La Ley de Financiamiento, que como muchas de sus antecesoras llegó el 28 de diciembre -como una inocentada tradicional- constituye otra evidencia de cómo no se debe legislar en materia tributaria. La Constitución Política de 1991 prohibió el otorgamiento de facultades al Presidente de la República para decretar impuestos, quizá para conservar el principio de la tributación con representación; pero la experiencia que desde entonces ha sufrido el país, a través de una hemorragia de "reformas tributarias", demuestra que esa prohibición ha resultado perversa. Entre otras razones, porque no ha existido la voluntad de crear una ley marco, una ley estatutaria sobre la tributación que señale al menos los principios básicos.
Existen muchos ejemplos de excelentes códigos o estatutos, no sólo sobre impuestos, preparados mediante amplios y juiciosos estudios, por grupos de expertos en los temas, que se elevan a nivel de leyes, mediante facultades o con aprobación lesgislativa.

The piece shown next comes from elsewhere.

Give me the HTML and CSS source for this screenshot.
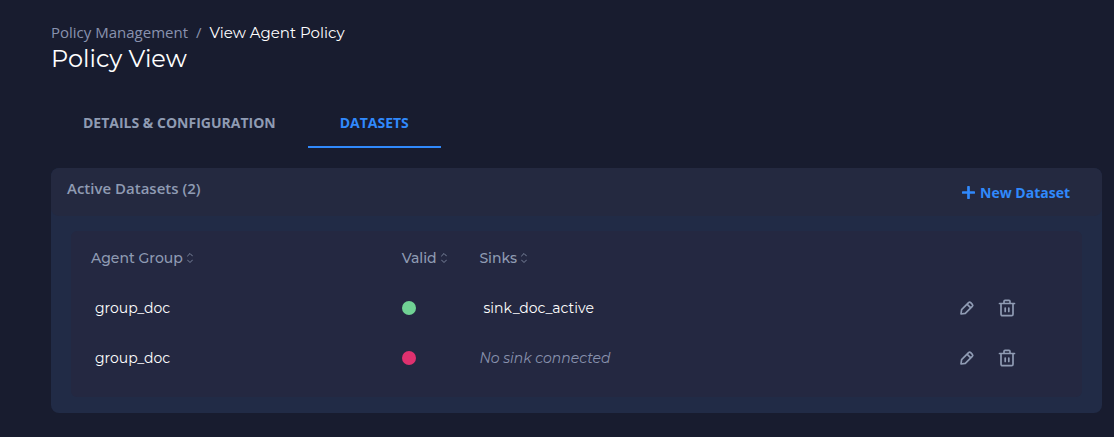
FILE: index.html
```
<!DOCTYPE html>
<html lang="en">
<head>
<meta charset="utf-8">
<title>Policy View</title>
<link rel="stylesheet" href="styles.css">
</head>
<body>
<svg class="sprite" aria-hidden="true">
  <symbol id="sort" viewBox="0 0 8 12"><path d="M1.500 4 4 1.500 6.500 4M1.500 8 4 10.500 6.500 8"/></symbol>
  <symbol id="pencil" viewBox="0 0 16 16"><path d="M2 14l.6-4.300L9.600 2.700a1.500 1.500 0 0 1 2.100 0l1.600 1.600a1.500 1.500 0 0 1 0 2.100L6.300 13.400zM8.200 4.300l3.500 3.500"/></symbol>
  <symbol id="trash" viewBox="0 0 18 18"><path d="M1.500 4.500h15M3 4.500v10.800a1.400 1.400 0 0 0 1.400 1.400h9.200a1.400 1.400 0 0 0 1.400-1.400V4.500M6 4.500V2.400A1 1 0 0 1 7 1.400h4a1 1 0 0 1 1 1v2.100M7.200 9v3.500M10.800 9v3.500"/></symbol>
</svg>
<main class="page">
  <nav class="breadcrumb" aria-label="Breadcrumb">
    <a class="crumb" href="#">Policy Management</a>
    <span class="separator">/</span>
    <span class="current">View Agent Policy</span>
  </nav>
  <h1 class="title">Policy View</h1>
  <div class="tabs" role="tablist">
    <button class="tab" role="tab" aria-selected="false">DETAILS &amp; CONFIGURATION</button>
    <button class="tab active" role="tab" aria-selected="true">DATASETS</button>
  </div>
  <section class="card">
    <header class="card-header">
      <h2 class="card-title">Active Datasets (2)</h2>
      <button class="new"><svg class="plus" viewBox="0 0 12 12"><path d="M6 1v10M1 6h10"/></svg>New Dataset</button>
    </header>
    <div class="card-body">
      <div class="panel">
        <table class="table">
          <colgroup><col class="col-group"><col class="col-valid"><col class="col-sinks"><col></colgroup>
          <thead>
            <tr>
              <th>Agent Group<svg class="sort"><use href="#sort"/></svg></th>
              <th>Valid<svg class="sort"><use href="#sort"/></svg></th>
              <th>Sinks<svg class="sort"><use href="#sort"/></svg></th>
              <td></td>
            </tr>
          </thead>
          <tbody>
            <tr>
              <td class="value">group_doc</td>
              <td><span class="dot valid" role="img" aria-label="Valid"></span></td>
              <td class="value">sink_doc_active</td>
              <td><div class="actions">
                <button class="action" aria-label="Edit"><svg class="pencil"><use href="#pencil"/></svg></button>
                <button class="action" aria-label="Delete"><svg class="trash"><use href="#trash"/></svg></button>
              </div></td>
            </tr>
            <tr>
              <td class="value">group_doc</td>
              <td><span class="dot invalid" role="img" aria-label="Invalid"></span></td>
              <td class="empty">No sink connected</td>
              <td><div class="actions">
                <button class="action" aria-label="Edit"><svg class="pencil"><use href="#pencil"/></svg></button>
                <button class="action" aria-label="Delete"><svg class="trash"><use href="#trash"/></svg></button>
              </div></td>
            </tr>
          </tbody>
        </table>
      </div>
    </div>
  </section>
</main>
</body>
</html>
```
FILE: styles.css
```
* { box-sizing: border-box; }
body {
  margin: 0;
  background: #181c2f;
  color: #fff;
  font: 14px/20px Montserrat, "Noto Sans", sans-serif;
}
button {
  border: 0;
  padding: 0;
  background: none;
  color: inherit;
  font: inherit;
  cursor: pointer;
}
svg {
  fill: none;
  stroke: currentColor;
  stroke-linecap: round;
  stroke-linejoin: round;
}
.sprite { display: none; }
.page { padding: 22px 12px 24px 51px; }
.breadcrumb {
  display: flex;
  align-items: baseline;
  gap: 8px;
  height: 21px;
  font-size: 15px;
}
.crumb, .separator {
  color: #8992ae;
  font-family: "Open Sans", sans-serif;
  text-decoration: none;
}
.title {
  margin: 0;
  font-size: 24px;
  line-height: 32px;
  font-weight: 400;
}
.tabs { display: flex; margin-top: 24px; }
.tab {
  padding: 14px 32px 13px;
  border-bottom: 2px solid transparent;
  color: #8f9bb3;
  font: 700 14px/20px "Open Sans", sans-serif;
}
.tab.active { border-color: #3089fc; color: #3089fc; }
.card {
  margin-top: 20px;
  border-radius: 8px;
  background: #212b46;
  overflow: hidden;
}
.card-header {
  display: flex;
  justify-content: space-between;
  align-items: flex-start;
  padding: 10px 32px 13px 16px;
  background: #242940;
  border-radius: 8px;
}
.card-title {
  margin: 0;
  color: #8f9bb3;
  font: 600 15px/20px "Open Sans", sans-serif;
}
.new {
  display: flex;
  align-items: center;
  gap: 5px;
  margin-top: 5px;
  color: #3089fc;
  font: 700 14px/20px "Open Sans", sans-serif;
}
.plus {
  width: 13px;
  height: 13px;
  margin-bottom: 2px;
  stroke-width: 2.500;
}
.card-body { padding: 15px 20px 16px; }
.panel {
  padding: 2px 20px 14px;
  border-radius: 6px;
  background: #242841;
}
.table {
  width: 100%;
  border-collapse: collapse;
  table-layout: fixed;
}
.col-group { width: 32%; }
.col-valid { width: 8%; }
.col-sinks { width: 49%; }
th, td {
  height: 50px;
  padding: 0;
  text-align: left;
  font-weight: 400;
}
th { color: #8f9bb3; font-weight: 500; }
.value { padding-left: 4px; }
.empty { color: #8992ae; font-style: italic; }
.sort {
  width: 8px;
  height: 12px;
  margin-left: 3px;
  vertical-align: -1px;
  opacity: .8;
}
.dot {
  display: block;
  width: 14px;
  height: 14px;
  border-radius: 50%;
}
.valid { background: #70d294; }
.invalid { background: #df316f; }
.actions { display: flex; gap: 23px; padding-left: 4px; }
.action { display: flex; align-items: center; color: #8f9bb3; }
.pencil { width: 16px; height: 16px; stroke-width: 1.700; }
.trash { width: 18px; height: 18px; stroke-width: 1.700; }
```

Las leyes tributarias nacionales se asemejan a los arbolitos de Navidad -muy de acuerdo con la época de expedición-, donde el Gobierno presenta el arbolito con algunos adornos, y en el curso de los debates cada parlamentario quiere colgar o descolgar los de su grado, muchas veces con la ayuda de asesores o patrocinadores con intereses particulares. El resultado es una selva sin forma, con el agravante de que no se descarta cada año, sino que va creciendo de manera desordenada. Ni qué decir de la Comisión de Conciliación, creada para reducir el tiempo de los debates, pero que se ha convertido en un verdadero rey de burlas.
En la reciente reforma el tronco, que era el IVA, desapareció dando paso a adornos novedosos, como el impuesto al turismo para los colombianos que regresan al país, la contribución al IVA, pero sobre la renta, muchos beneficios por veinte años para las megainversiones que generen 50 empleos, una contribución voluntaria para la educación, o un impuesto al consumo sobre venta de inmuebles, que dicho sea de paso, está en proceso de reglamentación a pesar de haber entrado en vigencia el 1 de enero.
Preocupa de esta reforma la tendencia a presionar a los contribuyentes, que ya ven con terror cualquier visita de la Dian, ahora agravada con la prohibición de utilizar la propia doctrina de la entidad para defenderse, como mencionamos en la columna anterior. Tampoco ayuda a la seguridad jurídica, en el ambiente de desconfianza en la justicia del país, la “…expansión innecesaria del derecho penal y un uso abusivo de la prisión como instrumento de persuasión social”, como apunta el reconocido penalista Francisco Sintura Varela en un reciente escrito; allí agrega que: “Lo que hemos advertido en los últimos años es un uso excesivo del derecho penal y de la herramienta de la prisión para perseguir las deudas fiscales”.
Para lograr verdaderos avances en materia de administración tributaria y para evitar la nociva injerencia de los politiqueros, es indispensable que la Dian cuente con una carrera administrativa, en todos los niveles, donde se formen verdaderos expertos en administración tributaria. Incrementar la planta de personal no es suficiente.